Nessa época eu tinha um colega maluco. Pancada mesmo. O nome do cara era Régis, e que me desculpem os Régis, mas é um nome ótimo pra doido. O apelido do Régis era Zôio, dizem que é porque ele caiu na piada do Zôio-zoreia-zouvido.
O Zôio era um cara bacana, gente fina, e geralmente calmo. Só tinha que ter o cuidado de não mexer na mão direita dele, não falar da Xuxa e também não tomar refrigerante de latinha do seu lado. Especialmente coca cola. Sei lá, o Zôio tinha seus motivos pra não gostar que mexessem na mão direita dele, ou então odiar que alguém bebesse coca cola (de latinha). Com relação à Xuxa, eu concordo com o Zôio porque ela decaiu muito quando parou de atuar em filmes adultos.
O Zôio tinha umas idéias boas, refletia sobre alguns assuntos e em algumas coisas eu concordava com ele. Várias inclusive. (além da história da Xuxa)
Mas como todo maluco, o Régis tinha umas “doidice” pesadas. Uma delas era brigar com o relógio. Ele não usava mais relógio porque a sua mãe tinha proibido. Antes de descobrirem o “probleminha” com as horas, ele ficava xingando o próprio pulso o dia inteiro. Dava gritos esganiçados: Filha da p****, vai te f****. Quando começaram a desconfiar do problema, ele passou a ser mais discreto, apenas sussurando contra o próprio pulso, mas não deu muito certo e tiraram de vez o relógio do Régis.

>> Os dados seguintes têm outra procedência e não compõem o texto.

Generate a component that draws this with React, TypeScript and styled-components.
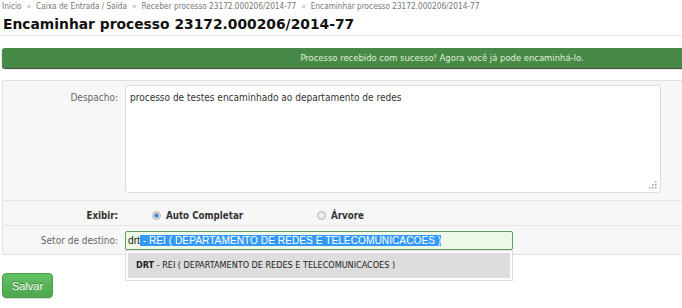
import React from 'react';
import styled, { createGlobalStyle } from 'styled-components';

const GlobalStyle = createGlobalStyle`
  html, body {
    margin: 0;
    padding: 0;
    overflow: hidden;
    background: #fff;
  }
  body {
    font-family: "DejaVu Sans Condensed", "DejaVu Sans", sans-serif;
    font-size: 10px;
    color: #333;
  }
`;

const Page = styled.div`
  width: 682px;
  height: 308px;
  position: relative;
  overflow: hidden;
`;

const Breadcrumb = styled.div`
  display: flex;
  align-items: center;
  padding-left: 2px;
  height: 12px;
  font-size: 8.2px;
  color: #777;
  white-space: nowrap;
`;

const Sep = styled.span`
  color: #aaa;
  margin: 0 5px;
`;

const Title = styled.h1`
  margin: 0;
  padding: 2px 0 0 3px;
  height: 21px;
  font-family: "DejaVu Sans", sans-serif;
  font-weight: bold;
  font-size: 13.85px;
  line-height: 20px;
  color: #111;
  border-bottom: 1px solid #e6e6e6;
  white-space: nowrap;
`;

const Alert = styled.div`
  margin: 12px 0 0 2px;
  width: 880px;
  height: 20px;
  box-sizing: border-box;
  background: #478947;
  border-radius: 3px;
  box-shadow: 0 1px 1px #3a3a3a;
  color: #e2f1da;
  font-size: 9.4px;
  line-height: 20px;
  text-align: center;
`;

const Panel = styled.div`
  margin: 12px 0 0 2px;
  width: 720px;
  background: #f7f7f7;
  border: 1px solid #e0e0e0;
  border-radius: 3px;
`;

const Row = styled.div<{ $kind: 'top' | 'mid' | 'last' }>`
  display: grid;
  grid-template-columns: 115px 1fr;
  column-gap: 7px;
  align-items: ${p => (p.$kind === 'top' ? 'start' : 'center')};
  box-sizing: border-box;
  padding: ${p => (p.$kind === 'top' ? '4px 0 7px' : p.$kind === 'mid' ? '4px 0 0' : '0')};
  height: ${p => (p.$kind === 'top' ? 'auto' : p.$kind === 'last' ? '28px' : '25px')};
  border-bottom: ${p => (p.$kind === 'last' ? 'none' : '1px solid #e6e6e6')};
`;

const Label = styled.div<{ $bold?: boolean; $top?: number }>`
  text-align: right;
  color: ${p => (p.$bold ? '#333' : '#666')};
  font-weight: ${p => (p.$bold ? 'bold' : 'normal')};
  font-size: ${p => (p.$bold ? '9.7px' : '10px')};
  padding-top: ${p => p.$top || 0}px;
`;

const TextArea = styled.div`
  position: relative;
  width: 536px;
  height: 108px;
  box-sizing: border-box;
  background: #fff;
  border: 1px solid #dcdcdc;
  border-radius: 3px;
  padding: 6px 4px;
  color: #333;
`;

const Grip = styled.svg`
  position: absolute;
  right: 3px;
  bottom: 3px;
`;

const Options = styled.div`
  display: flex;
`;

const Option = styled.label`
  display: flex;
  align-items: center;
  width: 165px;
  padding-left: 27px;
  box-sizing: border-box;
  font-weight: bold;
  font-size: 9.7px;
  color: #333;
`;

const Radio = styled.span<{ $checked?: boolean }>`
  width: 9px;
  height: 9px;
  border-radius: 50%;
  margin-right: 5px;
  box-sizing: border-box;
  border: 1px solid #b5b5b5;
  background: ${p =>
    p.$checked
      ? 'radial-gradient(circle, #2f7fc8 0, #3b8bd4 1.6px, #dcdcdc 2.6px, #f2f2f2 100%)'
      : 'radial-gradient(circle, #f4f4f4 0, #dedede 100%)'};
`;

const Field = styled.div`
  position: relative;
  width: 388px;
  height: 19px;
  box-sizing: border-box;
  border: 1px solid #5f9d5f;
  border-radius: 2px;
  background: #eef9e8;
  font-family: "Liberation Sans", Arial, sans-serif;
  font-size: 10.2px;
  line-height: 17px;
  padding-left: 2px;
  white-space: nowrap;
  color: #222;
`;

const Selected = styled.span`
  background: #3399ff;
  color: #fff;
`;

const Menu = styled.div`
  position: absolute;
  left: -1px;
  top: 18px;
  width: 388px;
  height: 31px;
  box-sizing: border-box;
  background: #fff;
  border: 1px solid #dcdcdc;
  padding: 2px;
  z-index: 2;
`;

const MenuItem = styled.div`
  height: 25px;
  background: #dddddd;
  padding-left: 8px;
  line-height: 25px;
  font-size: 9px;
  color: #222;
  white-space: nowrap;
  font-family: "DejaVu Sans Condensed", sans-serif;
`;

const SaveButton = styled.button`
  margin: 18px 0 0 2px;
  width: 51px;
  height: 25px;
  border: 1px solid #4a9a4a;
  border-radius: 4px;
  background: linear-gradient(#63c163, #4ea64e);
  color: #fff;
  font-family: "Liberation Sans", Arial, sans-serif;
  font-size: 11px;
  text-shadow: 0 -1px 0 rgba(0, 0, 0, 0.35);
  box-shadow: 0 1px 1px rgba(0, 0, 0, 0.15);
  padding: 0;
`;

const crumbs = [
  'Início',
  'Caixa de Entrada / Saída',
  'Receber processo 23172.000206/2014-77',
  'Encaminhar processo 23172.000206/2014-77',
];

const gripDots = [
  [7, 1], [7, 4], [4, 4], [7, 7], [4, 7], [1, 7],
];

export default function App() {
  return (
    <Page>
      <GlobalStyle />
      <Breadcrumb>
        {crumbs.map((c, i) => (
          <React.Fragment key={c}>
            {i > 0 && <Sep>»</Sep>}
            <span>{c}</span>
          </React.Fragment>
        ))}
      </Breadcrumb>
      <Title>Encaminhar processo 23172.000206/2014-77</Title>

      <Alert>Processo recebido com sucesso! Agora você já pode encaminhá-lo.</Alert>

      <Panel>
        <Row $kind="top">
          <Label $top={7}>Despacho:</Label>
          <TextArea>
            processo de testes encaminhado ao departamento de redes
            <Grip width="9" height="9" viewBox="0 0 9 9">
              {gripDots.map(([x, y]) => (
                <rect key={`${x}-${y}`} x={x} y={y} width="1.6" height="1.6" fill="#a8a8a8" />
              ))}
            </Grip>
          </TextArea>
        </Row>
        <Row $kind="mid">
          <Label $bold>Exibir:</Label>
          <Options>
            <Option>
              <Radio $checked />
              Auto Completar
            </Option>
            <Option>
              <Radio />
              Árvore
            </Option>
          </Options>
        </Row>
        <Row $kind="last">
          <Label>Setor de destino:</Label>
          <Field>
            drt<Selected> - REI ( DEPARTAMENTO DE REDES E TELECOMUNICACOES )</Selected>
            <Menu>
              <MenuItem>
                <b>DRT</b> - REI ( DEPARTAMENTO DE REDES E TELECOMUNICACOES )
              </MenuItem>
            </Menu>
          </Field>
        </Row>
      </Panel>

      <SaveButton>Salvar</SaveButton>
    </Page>
  );
}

Mas nisso o Régis tava certo!!
Ele tinha toda a razão em brigar com o tempo. Aquele maldito relógio redondo, com cara de viado, ponteirinho fininho, com o logotipo de uma ótica do centro da cidade.
Andava 3 segundos pra frente...voltava 1...3 pra frente, voltava 1...
Teve um dia que o Régis ficou olhando pra parede por aproximadamente 18 minutos. Eu admito, era cúmplice da loucura temporal do Régis de ficar olhando pro relógio. Mas o da parede ele não xingava, apenas ficava olhando. Nesse dia, ele não se agüentou. De repente ele levantou da cadeira, encarou aquele relógio e largou se cuspindo todo: "FILHO DA PUUUUUUUUUTTAA.....TÁ DE SACANAGEM??????......SÓ PQ TAMO NESSA AULA DE MERDA TU VAI FICAR TIRANDO SARRINHO??????!!!!!!!!
Essa foi a ultima do Régis, definitiva, genial, sublime. Eu tenho certeza que o Régis era um cara a frente do seu tempo (trocadilho infâme). E depois daquele dia eu tive certeza de que essa bosta de tempo tá sempre nos passando pra trás. Sempre!